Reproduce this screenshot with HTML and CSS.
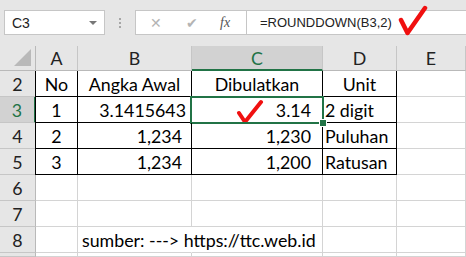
FILE: index.html
```html
<!DOCTYPE html>
<html lang="id">
<head>
    <meta charset="UTF-8">
    <title>ROUNDDOWN</title>
    <link rel="stylesheet" href="styles.css">
</head>
<body>
    <div class="toolbar">
        <div class="namebox">C3 <span class="drop"></span></div>
        <div class="grip"><i></i><i></i><i></i></div>
        <div class="fxbox">
            <span class="ico x">&#x2715;</span>
            <span class="ico ok">&#x2714;</span>
            <span class="fx">fx</span>
        </div>
        <div class="formula">
            =ROUNDDOWN(B3,2)
            <svg class="check big" width="30" height="32" viewBox="0 0 30 32">
                <path d="M3 15 L9.5 28 L27 3" fill="none" stroke="#f01010" stroke-width="4.5" stroke-linecap="round" stroke-linejoin="round"/>
            </svg>
        </div>
    </div>

    <div class="sheet">
        <div class="corner"><span></span></div>
        <div class="colhead">A</div>
        <div class="colhead">B</div>
        <div class="colhead active">C</div>
        <div class="colhead">D</div>
        <div class="colhead">E</div>

        <div class="rowhead">2</div>
        <div class="cell b bl center">No</div>
        <div class="cell b center">Angka Awal</div>
        <div class="cell b center">Dibulatkan</div>
        <div class="cell b center">Unit</div>
        <div class="cell"></div>

        <div class="rowhead active">3</div>
        <div class="cell b bl center">1</div>
        <div class="cell b right p5">3.1415643</div>
        <div class="cell b right p11 selected">
            <svg class="check small" width="28" height="26" viewBox="0 0 28 26">
                <path d="M3 15 L9 24 L25 4" fill="none" stroke="#f01010" stroke-width="4" stroke-linecap="round" stroke-linejoin="round"/>
            </svg>
            3.14
            <span class="handle"></span>
        </div>
        <div class="cell b">2 digit</div>
        <div class="cell"></div>

        <div class="rowhead">4</div>
        <div class="cell b bl center">2</div>
        <div class="cell b right p9">1,234</div>
        <div class="cell b right p11">1,230</div>
        <div class="cell b">Puluhan</div>
        <div class="cell"></div>

        <div class="rowhead">5</div>
        <div class="cell b bl center">3</div>
        <div class="cell b right p9">1,234</div>
        <div class="cell b right p11">1,200</div>
        <div class="cell b">Ratusan</div>
        <div class="cell"></div>

        <div class="rowhead">6</div>
        <div class="cell"></div><div class="cell"></div><div class="cell"></div><div class="cell"></div><div class="cell"></div>

        <div class="rowhead">7</div>
        <div class="cell"></div><div class="cell"></div><div class="cell"></div><div class="cell"></div><div class="cell"></div>

        <div class="rowhead">8</div>
        <div class="cell"></div>
        <div class="cell spill">sumber: ---&gt; https://ttc.web.id</div>
        <div class="cell"></div><div class="cell"></div><div class="cell"></div>

        <div class="rowhead"></div>
        <div class="cell"></div><div class="cell"></div><div class="cell"></div><div class="cell"></div><div class="cell"></div>
    </div>
</body>
</html>
```

FILE: styles.css
```css
body { margin: 0; width: 466px; height: 257px; overflow: hidden; background: #fff; font-family: "Liberation Sans", Arial, sans-serif; color: #000; }

.toolbar { height: 46px; background: #e6e6e6; display: flex; align-items: flex-start; padding-top: 10px; box-sizing: border-box; }
.namebox { margin-left: 4px; width: 101px; height: 25px; box-sizing: border-box; background: #fff; border: 1px solid #c6c6c6; font-size: 14px; color: #222; padding: 4px 0 0 7px; position: relative; }
.drop { position: absolute; right: 7px; top: 10px; border-left: 4px solid transparent; border-right: 4px solid transparent; border-top: 4px solid #777; }
.grip { width: 30px; display: flex; flex-direction: column; align-items: center; gap: 2px; padding-top: 8px; }
.grip i { width: 2px; height: 2px; background: #a6a6a6; }
.fxbox { width: 112px; height: 25px; box-sizing: border-box; background: #fff; border: 1px solid #c6c6c6; display: flex; align-items: center; padding-left: 14px; }
.ico { color: #b4b4b4; font-size: 14px; width: 36px; }
.fx { font-family: "Liberation Serif", serif; font-style: italic; font-size: 14px; color: #555; margin-left: -2px; }
.formula { flex: 1; height: 25px; box-sizing: border-box; background: #fff; border: 1px solid #c6c6c6; border-left: none; border-right: none; font-size: 13px; color: #222; padding: 4px 0 0 13px; position: relative; }
.check { position: absolute; }
.check.big { left: 151px; top: -6px; }

.sheet { display: grid; grid-template-columns: 36px 42px 114px 131px 74px 69px; grid-template-rows: 25px repeat(7, 26px) 4px; font-family: Lato, "Liberation Sans", sans-serif; font-size: 17.8px; }
.corner, .colhead, .rowhead, .cell { box-sizing: border-box; border-right: 1px solid #d4d4d4; border-bottom: 1px solid #d4d4d4; }
.corner { background: #e6e6e6; border-color: #b9b9b9; position: relative; }
.corner span { position: absolute; right: 4px; bottom: 4px; border-left: 17px solid transparent; border-bottom: 17px solid #b9b9b9; }
.colhead { background: #e6e6e6; border-right-color: #c6c6c6; border-bottom-color: #b9b9b9; text-align: center; line-height: 25px; color: #222; }
.rowhead { background: #e6e6e6; border-right-color: #b9b9b9; border-bottom-color: #c6c6c6; text-align: center; line-height: 27px; color: #222; }
.colhead.active { background: #d2d2d2; color: #217346; border-bottom: 2px solid #217346; }
.rowhead.active { background: #d2d2d2; color: #217346; border-right: 2px solid #217346; }

.cell { line-height: 27px; padding: 0 2px; white-space: nowrap; position: relative; }
.b { border-right-color: #000; border-bottom-color: #000; }
.bl { box-shadow: -1px 0 0 #000; }
.center { text-align: center; }
.right { text-align: right; }
.p5 { padding-right: 5px; }
.p9 { padding-right: 9px; }
.p11 { padding-right: 11px; }
.spill { overflow: visible; border-right-color: transparent; padding-left: 4px; }

.selected::after { content: ""; position: absolute; left: -2px; top: -1px; right: -2px; bottom: -2px; border: 2px solid #217346; }
.check.small { left: 44px; top: 1px; }
.handle { position: absolute; right: -5px; bottom: -5px; width: 6px; height: 6px; background: #217346; border: 1px solid #fff; z-index: 2; }
```
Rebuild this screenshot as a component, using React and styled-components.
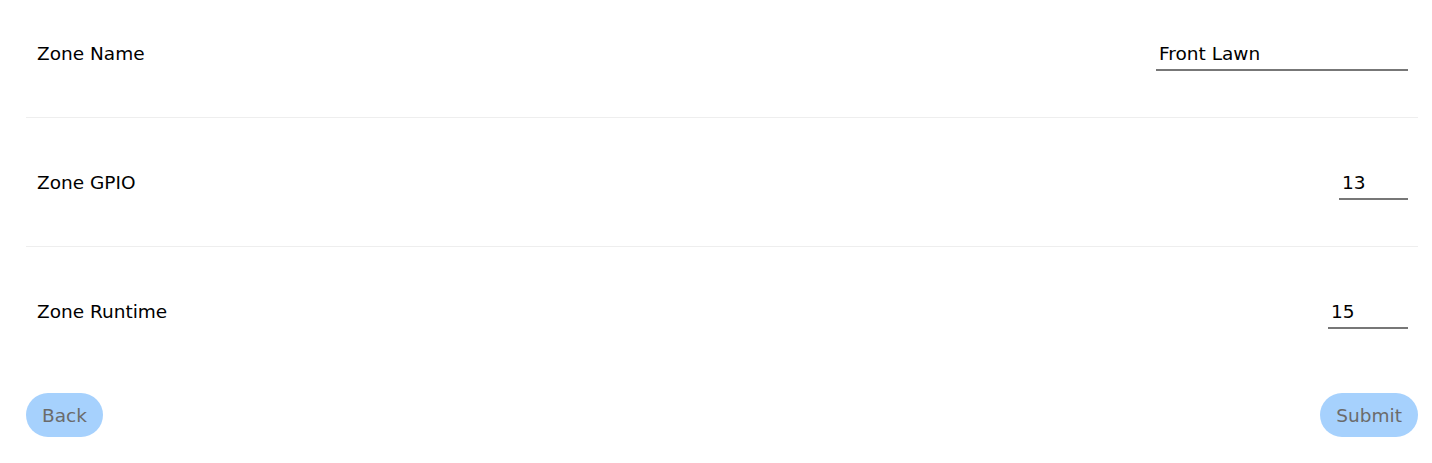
import React from "react";
import styled, { createGlobalStyle } from "styled-components";

const Global = createGlobalStyle`
  html, body { margin: 0; padding: 0; background: #fff; }
  body { font-family: "DejaVu Sans", Verdana, sans-serif; color: #000; }
`;

const Page = styled.div`
  padding: 0 14px 0 26px;
  width: 1392px;
`;

const Row = styled.div`
  display: flex;
  align-items: center;
  justify-content: space-between;
  height: ${(p) => (p.$first ? "106px" : "128px")};
  padding: ${(p) => (p.$first ? "0 10px 11px 11px" : "0 10px 0 11px")};
  border-bottom: ${(p) => (p.$last ? "none" : "1px solid #eeeeee")};
`;

const Label = styled.span`
  font-size: 18.5px;
  line-height: 22px;
  padding-top: 1px;
`;

const Input = styled.input`
  width: ${(p) => p.$w}px;
  box-sizing: border-box;
  border: none;
  border-bottom: 2px solid #777777;
  font-family: "DejaVu Sans", Verdana, sans-serif;
  font-size: 18.5px;
  line-height: 22px;
  padding: 4px 3px 4px;
  margin-top: 4px;
  outline: none;
  background: transparent;
  color: #000;
`;

const Actions = styled.div`
  display: flex;
  justify-content: space-between;
  margin-top: 18px;
`;

const Button = styled.button`
  height: 44px;
  padding: 0 16px;
  border: none;
  border-radius: 22px;
  background: #a6d1fd;
  color: #6b6b6b;
  font-family: "DejaVu Sans", Verdana, sans-serif;
  font-size: 18.5px;
  cursor: pointer;
`;

export default function App() {
  return (
    <Page>
      <Global />
      <Row $first>
        <Label>Zone Name</Label>
        <Input $w={252} defaultValue="Front Lawn" />
      </Row>
      <Row>
        <Label>Zone GPIO</Label>
        <Input $w={69} defaultValue="13" />
      </Row>
      <Row $last>
        <Label>Zone Runtime</Label>
        <Input $w={80} defaultValue="15" />
      </Row>
      <Actions>
        <Button>Back</Button>
        <Button>Submit</Button>
      </Actions>
    </Page>
  );
}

■ **Directive**: Scan the lines for the string "styled". Pick out every line that has it.

■ **Answer to this problem**:
Rebuild this screenshot as a component, using React and styled-components.
import styled, { createGlobalStyle } from "styled-components";
const Page = styled.div`
const Row = styled.div`
const Label = styled.span`
const Input = styled.input`
const Actions = styled.div`
const Button = styled.button`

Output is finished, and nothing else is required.